Speaker
Description
In this work, we modelled and simulated long-term damage in a fluid-structure interaction problem under a cyclic-in-time fluid regime. A temporal multiscale technique is proposed to efficiently compute the accumulation of internal damage under prolonged periodic loading conditions. This effect eventually manifests as macroscopic defects, such as cracks, or leads to failure. The study and modelling of these damage accumulation processes are addressed through the so-called concept of Continuum Damage Mechanics (CDM)(Lemaitre and Chaboche, 1994). The coupled dynamics are driven by the fluid and structural stresses, as well as the effective stress of the structure (a homogeneous elasticsolid), which is considered the main source of damage. We consider an elastic object attached to the bottom of a flow channel. The flow is driven by a periodic inflow boundary at the left of the channel and an open boundary at the right, which is assumed reminds unchanged over time. A Variational Multiscale Method (VMM) (Guo and Lin, 2015) was applied to efficiently compute the problem, leveraging the isolation of the periodic-in-time fluid-structure interaction fast-scale part of the problem, which allows larger time-stepping of the averaged slow-scale damage process.

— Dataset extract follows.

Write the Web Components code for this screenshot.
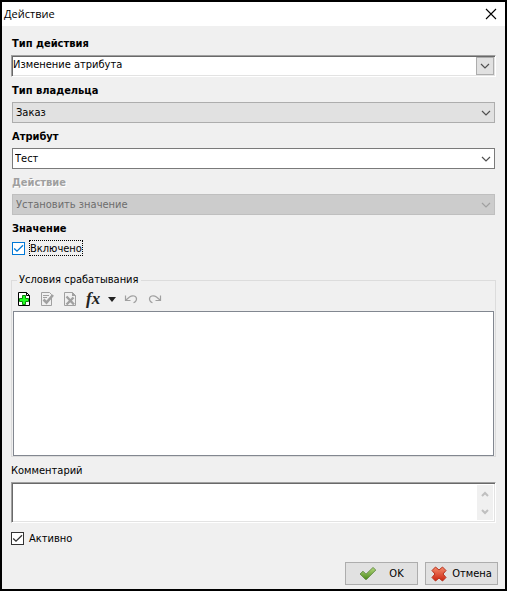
<!DOCTYPE html>
<html lang="ru">
<head>
<meta charset="utf-8">
<title>Действие</title>
<style>
  body {
    margin: 0;
    font: 11px/14px "DejaVu Sans Condensed", "Liberation Sans", sans-serif;
    color: #000;
  }
</style>
</head>
<body>

<template id="window-template">
  <style>
    :host {
      display: flex;
      flex-direction: column;
      box-sizing: border-box;
      min-height: 100vh;
      border: 2px solid #000;
      background: #f0f0f0;
    }

    header {
      display: flex;
      align-items: center;
      justify-content: space-between;
      height: 24px;
      padding: 0 3px 0 2px;
      background: #fff;
    }

    h1 {
      margin: 0;
      font: 11px/16px "Open Sans", "Noto Sans", sans-serif;
    }

    header button {
      display: flex;
      padding: 5px;
      border: 0;
      background: none;
    }

    main {
      display: flex;
      flex: 1;
      flex-direction: column;
      padding: 4px 9px 0;
    }

    footer {
      display: flex;
      justify-content: flex-end;
      gap: 7px;
      padding: 12px 7px 4px;
    }
  </style>
  <header>
    <h1></h1>
    <button type="button" aria-label="Закрыть">
      <svg width="12" height="12" viewBox="0 0 12 12"><path d="M1 1L11 11M11 1L1 11" stroke="#000" stroke-width="1.1"/></svg>
    </button>
  </header>
  <main><slot></slot></main>
  <footer><slot name="buttons"></slot></footer>
</template>

<template id="select-template">
  <style>
    :host {
      display: block;
    }

    label {
      display: block;
      padding: 2px 1px 0;
      font-weight: bold;
      line-height: 23px;
    }

    .box {
      display: flex;
      position: relative;
      box-sizing: border-box;
      height: 21px;
      margin: 0 1px;
      border: 1px solid #adadad;
      background: #e1e1e1;
    }

    select {
      flex: 1;
      min-width: 0;
      margin: 0;
      padding: 0 20px 0 3px;
      border: 0;
      outline: 0;
      appearance: none;
      background: none;
      color: inherit;
      font: inherit;
    }

    .arrow {
      display: flex;
      position: absolute;
      top: 0;
      right: 0;
      bottom: 0;
      align-items: center;
      justify-content: center;
      width: 16px;
      color: #505050;
      pointer-events: none;
    }

    :host([kind="edit"]) .box {
      border-color: #7a7a7a;
      background: #fff;
    }

    :host([kind="edit"]) select {
      padding-left: 2px;
    }

    :host([kind="sunken"]) .box {
      height: 22px;
      margin: 0;
      border-color: #a0a0a0 #fff #fff #a0a0a0;
      background: #fff;
      box-shadow: inset 1px 1px #696969, inset -1px -1px #e3e3e3;
    }

    :host([kind="sunken"]) select {
      padding: 0 20px 3px 1px;
    }

    :host([kind="sunken"]) .arrow {
      top: 1px;
      right: 1px;
      bottom: 1px;
      border: 1px solid #adadad;
      background: #e1e1e1;
    }

    :host([disabled]) label {
      color: #a0a0a0;
      text-shadow: 1px 1px #fff;
    }

    :host([disabled]) .box {
      border-color: #bfbfbf;
      background: #ccc;
    }

    :host([disabled]) select {
      color: #6d6d6d;
      opacity: 1;
    }

    :host([disabled]) .arrow {
      color: #a0a0a0;
    }
  </style>
  <label for="select"></label>
  <div class="box">
    <select id="select"></select>
    <span class="arrow">
      <svg width="10" height="6" viewBox="0 0 10 6"><path d="M1 1L5 5L9 1" fill="none" stroke="currentColor" stroke-width="1.2"/></svg>
    </span>
  </div>
</template>

<template id="check-template">
  <style>
    :host {
      display: flex;
    }

    label {
      display: flex;
      align-items: center;
      gap: 4px;
    }

    .tick {
      display: grid;
    }

    input,
    svg {
      grid-area: 1 / 1;
    }

    input {
      box-sizing: border-box;
      width: 13px;
      height: 13px;
      margin: 0;
      border: 1px solid #333;
      outline: 0;
      appearance: none;
      background: #fff;
    }

    svg {
      color: #333;
      pointer-events: none;
      visibility: hidden;
    }

    input:checked + svg {
      visibility: visible;
    }

    .text {
      padding-top: 1px;
      border: 1px solid transparent;
      line-height: 13px;
    }

    :host([active]) input {
      border-color: #0078d7;
    }

    :host([active]) svg {
      color: #0078d7;
    }

    :host([active]) .text {
      border: 1px dotted #000;
    }
  </style>
  <label>
    <span class="tick">
      <input type="checkbox" checked>
      <svg width="13" height="13" viewBox="0 0 13 13"><path d="M2.2 6.5L5 9.2L11 3.2" fill="none" stroke="currentColor" stroke-width="1.3"/></svg>
    </span>
    <span class="text"><slot></slot></span>
  </label>
</template>

<template id="conditions-template">
  <style>
    :host {
      display: block;
    }

    fieldset {
      min-width: 0;
      margin: 0;
      padding: 0;
      border: 1px solid #dcdcdc;
    }

    legend {
      margin-left: 5px;
      padding: 0 2px;
    }

    .toolbar {
      display: flex;
      align-items: center;
      height: 24px;
      padding-left: 1px;
    }

    button {
      display: flex;
      align-items: center;
      padding: 0 4px;
      border: 0;
      background: none;
      color: #222;
    }

    .function {
      gap: 8px;
      font: italic bold 17px/20px "Liberation Serif", serif;
    }

    .list {
      min-height: 143px;
      margin: 0 1px;
      border: 1px solid #828790;
      background: #fff;
    }
  </style>
  <fieldset>
    <legend></legend>
    <div class="toolbar">
      <button type="button" aria-label="Добавить">
        <svg width="15" height="16" viewBox="0 0 15 16">
          <path d="M1.5 1.5H9.5L12.5 4.5V14.5H1.5Z" fill="#fff" stroke="#000"/>
          <path d="M9.5 1.5V4.5H12.5" fill="none" stroke="#000"/>
          <path d="M5.5 4.5H8.5V7.5H11.5V10.5H8.5V13.5H5.5V10.5H2.5V7.5H5.5Z" fill="#2f2" stroke="#0a8a0a"/>
        </svg>
      </button>
      <button type="button" aria-label="Изменить" disabled>
        <svg width="15" height="16" viewBox="0 0 15 16">
          <path d="M1.5 1.5H9.5L11.5 3.5V14.5H1.5Z" fill="none" stroke="#a0a0a0"/>
          <path d="M3 4.5H9M3 6.5H7" stroke="#a0a0a0"/>
          <path d="M3.5 8.5L6.5 11.5L13 4" fill="none" stroke="#a0a0a0" stroke-width="2.6"/>
        </svg>
      </button>
      <button type="button" aria-label="Удалить" disabled>
        <svg width="15" height="16" viewBox="0 0 15 16">
          <path d="M1.5 1.5H9.5L12.5 4.5V14.5H1.5Z" fill="none" stroke="#a0a0a0"/>
          <path d="M9 1V5H13Z" fill="#a0a0a0"/>
          <path d="M3.5 5.5L11 13.5M10.5 6.5L3.5 13.5" stroke="#a0a0a0" stroke-width="2.4"/>
        </svg>
      </button>
      <button type="button" class="function">
        fx
        <svg width="8" height="5" viewBox="0 0 8 5"><path d="M0 0H8L4 5Z" fill="#222"/></svg>
      </button>
      <button type="button" aria-label="Отменить" disabled>
        <svg width="15" height="16" viewBox="0 0 15 16"><path d="M1.5 4.5V9.5H6.5M2 9L5.5 6C8.5 3.8 12.8 4.8 12.5 8.3C12.3 10.3 11 11.3 9.5 11.8" fill="none" stroke="#a0a0a0" stroke-width="1.2"/></svg>
      </button>
      <button type="button" aria-label="Повторить" disabled>
        <svg width="15" height="16" viewBox="0 0 15 16"><path d="M13.5 4.5V9.5H8.5M13 9L9.5 6C6.5 3.8 2.2 4.8 2.5 8.3C2.7 10.3 4 11.3 5.5 11.8" fill="none" stroke="#a0a0a0" stroke-width="1.2"/></svg>
      </button>
    </div>
    <div class="list"></div>
  </fieldset>
</template>

<template id="memo-template">
  <style>
    :host {
      display: block;
      padding-bottom: 7px;
    }

    label {
      display: block;
      padding-top: 2px;
      line-height: 23px;
    }

    .box {
      display: flex;
      height: 37px;
      padding: 1px;
      border: 1px solid;
      border-color: #a0a0a0 #fff #fff #a0a0a0;
      background: #fff;
      box-shadow: inset 1px 1px #696969, inset -1px -1px #e3e3e3;
    }

    textarea {
      flex: 1;
      min-width: 0;
      margin: 1px;
      padding: 0;
      border: 0;
      outline: 0;
      background: none;
      font: inherit;
      resize: none;
    }

    .scroll {
      display: flex;
      flex-direction: column;
      justify-content: space-between;
      align-items: center;
      width: 16px;
      margin: 1px;
      padding: 6px 0 5px;
      box-sizing: border-box;
      background: #f0f0f0;
    }
  </style>
  <label for="memo"></label>
  <div class="box">
    <textarea id="memo"></textarea>
    <span class="scroll">
      <svg width="8" height="6" viewBox="0 0 8 6"><path d="M1 5L4 2L7 5" fill="none" stroke="#bfbfbf" stroke-width="2"/></svg>
      <svg width="8" height="6" viewBox="0 0 8 6"><path d="M1 1L4 4L7 1" fill="none" stroke="#bfbfbf" stroke-width="2"/></svg>
    </span>
  </div>
</template>

<template id="button-template">
  <style>
    :host {
      display: flex;
    }

    button {
      display: flex;
      align-items: center;
      justify-content: center;
      gap: 5px;
      box-sizing: border-box;
      width: 73px;
      height: 23px;
      padding: 0;
      border: 1px solid #adadad;
      background: #e1e1e1;
      color: inherit;
      font: inherit;
    }

    :host([wide]) button {
      gap: 12px;
    }
  </style>
  <button type="button"><slot name="icon"></slot><slot></slot></button>
</template>

<action-window caption="Действие">
  <action-select kind="sunken" caption="Тип действия" value="Изменение атрибута"></action-select>
  <action-select caption="Тип владельца" value="Заказ"></action-select>
  <action-select kind="edit" caption="Атрибут" value="Тест"></action-select>
  <action-select disabled caption="Действие" value="Установить значение"></action-select>
  <action-value caption="Значение"><action-check active>Включено</action-check></action-value>
  <action-conditions caption="Условия срабатывания"></action-conditions>
  <action-memo caption="Комментарий"></action-memo>
  <action-check>Активно</action-check>
  <action-button slot="buttons" wide>
    <svg slot="icon" width="18" height="16" viewBox="0 0 18 16">
      <defs><linearGradient id="green" x2="0" y2="1"><stop stop-color="#b5d97c"/><stop offset="1" stop-color="#4c8a1c"/></linearGradient></defs>
      <path d="M1 8L4 5.2L7 8.2L14 1.5L16.8 4L7.5 13.5H6.5Z" fill="url(#green)" stroke="#6b9150" stroke-linejoin="round"/>
    </svg>
    OK
  </action-button>
  <action-button slot="buttons">
    <svg slot="icon" width="16" height="16" viewBox="0 0 16 16">
      <defs><linearGradient id="red" x2="0" y2="1"><stop stop-color="#f58a6a"/><stop offset="1" stop-color="#cc2410"/></linearGradient></defs>
      <path d="M4.5 1L8 4L11.5 1L15 4.5L12 8L15 11.5L11.5 15L8 12L4.5 15L1 11.5L4 8L1 4.5Z" fill="url(#red)" stroke="#b5301c" stroke-linejoin="round"/>
    </svg>
    Отмена
  </action-button>
</action-window>

<script>
  /**
   * Base class that clones a template into the shadow root.
   */
  class ActionElement extends HTMLElement {
    /**
     * @param {string} templateId - The id of the template.
     */
    constructor (templateId) {
      super()
      this.attachShadow({ mode: 'open' })
        .appendChild(document.getElementById(templateId).content.cloneNode(true))
    }

    /**
     * Writes the caption attribute into an element of the shadow root.
     *
     * @param {string} selector - The element that shows the caption.
     */
    setCaption (selector) {
      this.shadowRoot.querySelector(selector).textContent = this.getAttribute('caption')
    }
  }

  customElements.define('action-window', class extends ActionElement {
    constructor () {
      super('window-template')
    }

    connectedCallback () {
      this.setCaption('h1')
      this.shadowRoot.querySelector('header button').addEventListener('click', () => this.remove())
    }
  })

  customElements.define('action-select', class extends ActionElement {
    constructor () {
      super('select-template')
    }

    connectedCallback () {
      this.setCaption('label')
      const select = this.shadowRoot.querySelector('select')
      select.replaceChildren(new Option(this.getAttribute('value')))
      select.disabled = this.hasAttribute('disabled')
    }
  })

  customElements.define('action-check', class extends ActionElement {
    constructor () {
      super('check-template')
    }
  })

  customElements.define('action-conditions', class extends ActionElement {
    constructor () {
      super('conditions-template')
    }

    connectedCallback () {
      this.setCaption('legend')
    }
  })

  customElements.define('action-memo', class extends ActionElement {
    constructor () {
      super('memo-template')
    }

    connectedCallback () {
      this.setCaption('label')
    }
  })

  customElements.define('action-button', class extends ActionElement {
    constructor () {
      super('button-template')
    }
  })

  /*
  * A bold heading over the control that edits the value.
  */
  customElements.define('action-value', class extends HTMLElement {
    constructor () {
      super()
      this.attachShadow({ mode: 'open' }).innerHTML = `
        <style>
          :host {
            display: block;
            padding: 0 1px 17px;
          }

          b {
            display: block;
            padding-top: 2px;
            line-height: 23px;
          }
        </style>
        <b></b>
        <slot></slot>
      `
    }

    connectedCallback () {
      this.shadowRoot.querySelector('b').textContent = this.getAttribute('caption')
    }
  })
</script>
</body>
</html>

The spatial domain is considered Arbitrary Lagrangian Eulerian (ALE) coordinates. The computational time is drastically reduced by a magnitude of 10e4, enabling the fitting of the parameters of the damage model to literature or experimental data using a novel gradient-based method (Dominguez et al., 2023), as shown as part of preliminary results. The purposed approach not only demonstrates a variational multiscale methodology for coupling fluid-structure interaction problems with structural damage but also introduces the starting point for a temporal multiscale gradient-based fitting procedure specifically designed for this kind of problem.